Why you should care
Because, despite all the hardship, his voice sounds like joy.
When Congo-born Trésor Riziki arrived in Durban, South Africa, in 2009, he didn’t speak a word of English. Still, at 19, he managed to find work guarding and washing cars. Seven years later, at a glitzy ceremony in the same city, he won Best Pop Album for VII at the 22nd South African Music Awards.
Today Trésor is a multiplatinum-selling artist in South Africa, with two No. 1 hits in Italy. He’s performed before crowds of 60,000 and he’s signed a seven-figure licensing and distribution deal described by his manager, Raphael Benza of Vth Season, as “the biggest ever for an artist based in Southern Africa.” For many, this would be enough, but Trésor sees South Africa as “my camping place where I’ve been training and getting ready for the whole world.” His aim? To revive the glory days of African music, a time when Hugh Masekela and Miriam Makeba were household names and Graceland was the biggest album in the world. “When people see me, they must feel Africa,” he says, “even if I’m just buying milk at the supermarket.”

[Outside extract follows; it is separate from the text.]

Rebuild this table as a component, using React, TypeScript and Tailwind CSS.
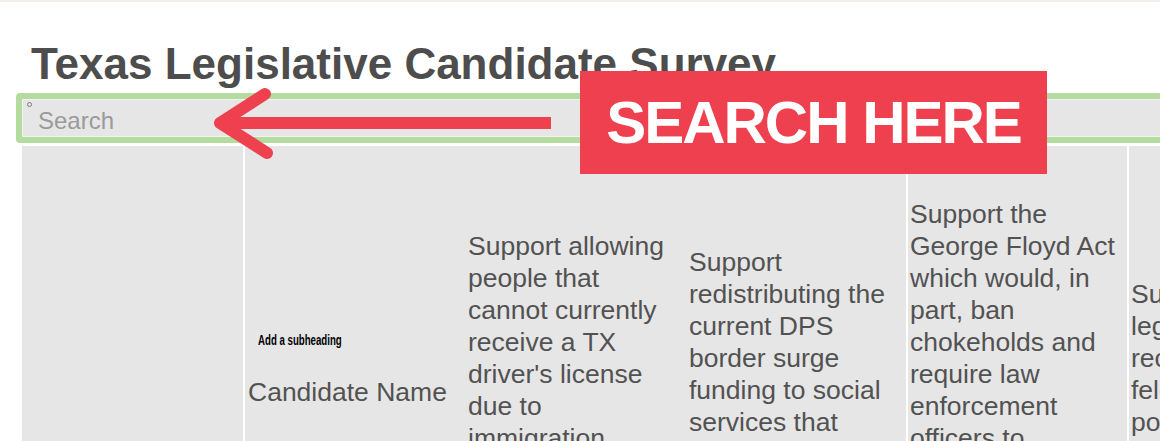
import React from "react";

type Column = { lines: string[]; divider?: boolean; width: string; pad: string };

const columns: Column[] = [
  {
    width: "w-[221px]",
    pad: "pl-[4px]",
    lines: [
      "Support allowing",
      "people that",
      "cannot currently",
      "receive a TX",
      "driver's license",
      "due to",
      "immigration",
      "status to obtain",
      "one?",
    ],
  },
  {
    width: "w-[221px]",
    pad: "pl-[4px]",
    lines: [
      "Support",
      "redistributing the",
      "current DPS",
      "border surge",
      "funding to social",
      "services that",
      "address root",
      "causes?",
    ],
  },
  {
    width: "w-[221px]",
    pad: "pl-[2px]",
    divider: true,
    lines: [
      "Support the",
      "George Floyd Act",
      "which would, in",
      "part, ban",
      "chokeholds and",
      "require law",
      "enforcement",
      "officers to",
      "intervene when",
      "they witness",
      "misconduct?",
    ],
  },
  {
    width: "w-[221px]",
    pad: "pl-[2px]",
    divider: true,
    lines: ["Support", "legislation", "reclassifying", "felony", "possession", "offenses?"],
  },
];

const sans = "font-['Liberation_Sans',Arial,sans-serif]";

function HeaderCell({ col }: { col: Column }) {
  return (
    <div
      className={`flex h-full shrink-0 items-center ${col.width} ${col.pad} ${
        col.divider ? "border-l-2 border-white" : ""
      }`}
    >
      <div className="text-[26.5px] leading-[32px] text-[#525252]">
        {col.lines.map((line) => (
          <div key={line} className="whitespace-nowrap">
            {line}
          </div>
        ))}
      </div>
    </div>
  );
}

export default function App() {
  return (
    <div className={`relative h-[441px] w-[1160px] overflow-hidden border-t-2 border-[#f6eeec] bg-white ${sans}`}>
      <h1 className="ml-[31px] mt-[40px] whitespace-nowrap text-[44px] font-bold leading-[44px] text-[#4d4d4d]">
        Texas Legislative Candidate Survey
      </h1>

      {/* search field */}
      <div className="ml-[16px] mt-[7px] h-[50px] w-[1200px] rounded-[4px] border-[6px] border-[#b4dc9e]">
        <div className="relative h-full border border-[#f2f2f2] bg-[#e6e6e6] pl-[15px] pt-[5px]">
          <span className="absolute left-[4px] top-[2px] h-[5px] w-[5px] rounded-full border border-[#7a7a7a]" />
          <span className="text-[24px] leading-[32px] text-[#9a9a9a]">Search</span>
        </div>
      </div>

      {/* survey table header */}
      <div className="ml-[22px] mt-[3px] flex h-[456px] bg-[#e6e6e6]">
        <div className="h-full w-[223px] shrink-0 border-r-2 border-white" />
        <div className="flex h-full w-[219px] shrink-0 items-center pb-[12px] pl-[3px]">
          <div>
            <div className="ml-[10px] inline-block origin-left scale-x-[0.69] whitespace-nowrap text-[14px] font-bold leading-[16px] text-black">
              Add a subheading
            </div>
            <div className="mt-[24px] whitespace-nowrap text-[26.5px] leading-[32px] text-[#525252]">
              Candidate Name
            </div>
          </div>
        </div>
        {columns.map((col, i) => (
          <HeaderCell key={i} col={col} />
        ))}
      </div>

      {/* callout arrow */}
      <svg
        className="pointer-events-none absolute left-0 top-0"
        width="1160"
        height="441"
        viewBox="0 0 1160 441"
        fill="none"
      >
        <path d="M551 121H224" stroke="#ef4050" strokeWidth="12" />
        <path
          d="M265 92L220 121L267 151"
          stroke="#ef4050"
          strokeWidth="12"
          strokeLinecap="round"
          strokeLinejoin="round"
        />
      </svg>

      <div className="absolute left-[580px] top-[69px] flex h-[103px] w-[467px] items-center justify-center bg-[#ef4050]">
        <span className="whitespace-nowrap text-[60px] font-bold leading-none tracking-[-2px] text-white">
          SEARCH HERE
        </span>
      </div>
    </div>
  );
}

Trésor, 30, was born in Goma in the Democratic Republic of Congo — a small city now known as the gateway to the mountain gorillas of the Virungas, but in 1994 it took in one million refugees of the Rwandan genocide. During the crisis, local schools were closed, so Trésor’s parents dropped him and his seven siblings at church childcare centers during the day. “That’s where I learned music,” he says. He began playing guitar and drums in kwassa kwassa bands when he was 9 and started taking singing seriously several years later.
When he was 10, Trésor contracted a serious bone infection that put him out of commission for three years. He couldn’t play sports like other kids his age, so he lay on the couch and listened to music from all over Africa. He suffered an even bigger blow when both of his parents died in 2003 — an event he still refuses to talk about. Two years later, he left Goma without saying goodbye to anyone. His destination? South Africa, the country whose great musicians he’d listened to, singing in a language he couldn’t understand. To reach Durban, Trésor walked, hitched, bused and swam (through crocodile-infested rivers, he says). “I’ve always been a wanderer,” he explains. “If you dropped me in a desert right now, I would survive.”
In everything that I do, I’m representing my country.
He didn’t guard cars for very long; he switched to waiting tables — and learned to speak English. Around the same time, he formed Maisha — with friends from Britain, Portugal and South Africa — a band known for its funky Swahili lyrics and embraced by the city’s music scene. “We did great things in Durban, and Maisha opened a lot of doors,” he tells OZY. “But I’m a world wanderer.” That again.
Trésor went solo in 2010 and signed with Benza and Vth Season three years later. Benza, who also has West African roots, says he recognized Trésor’s talent instantly but was unsure about how the artist was channeling it: “His music had become quite poppy. It reminded me of U2.” By adding guitar and drums to his music, Trésor was able to create a sound that is distinctly African but accessible to a global audience.
I ask Jon Savage, a 5FM radio host and former musician who calls himself “part of the furniture of SA music,” if Trésor’s dreams of global stardom are realistic. In response, Savage reflects on his experience in the ’90s touring internationally with his band, Cassette: “It was really, really, really hard,” he says. “I realized very quickly that we South Africans didn’t have a clue.” He then details how much competition there is abroad, making it harder to secure gigs, deals and airtime. Still, he adds, “Trésor is unique in a million ways.” His ability to hold onto his dream despite the many setbacks speaks for itself, says Savage, and he’s “a musician first and a businessman second” — his time is spent working on his craft rather than trying to make hits.
Which is not to say that this self-confessed workaholic who “doesn’t count the hours” isn’t doing everything he can to ensure success. Everyone I speak to (including Trésor himself, who winces when recalling some of his early hits) mentions how much effort he devotes to perfecting his English pronunciation. And Savage is impressed by Trésor’s punctuality — “He’ll never turn up late after a big night out” — and modesty, even in the wake of his growing fame.
While he’s focused on his musical career, Trésor also mentions plans to one day bring an end to what he calls the “economic war” in the DRC. When I ask whether pop music is really the best way to do this, he responds, “In everything that I do, I’m representing my country. … I’m still young, growing, trying to gain influence so I can influence decision-makers to bring about change.” Change that he concedes won’t be brought about by “one song or Facebook post” — and then he hints at “big plans” for his country without revealing more.
For now, Trésor is leveraging the added control that comes with the success and financial stability he’s achieved; later this year he and Benza will visit New York and L.A. to promote his new album, The Beautiful Madness, and to work with other writers and producers.
But first he has an important date in Kigali, Rwanda. When Trésor headlines at the Blankets & Wine festival there today, it will be the first time his siblings — among them a doctor, a human-rights lawyer and a police officer — will see their brother perform live. This time he’s promised to say goodbye before continuing in his quest “to see Africa rise again.”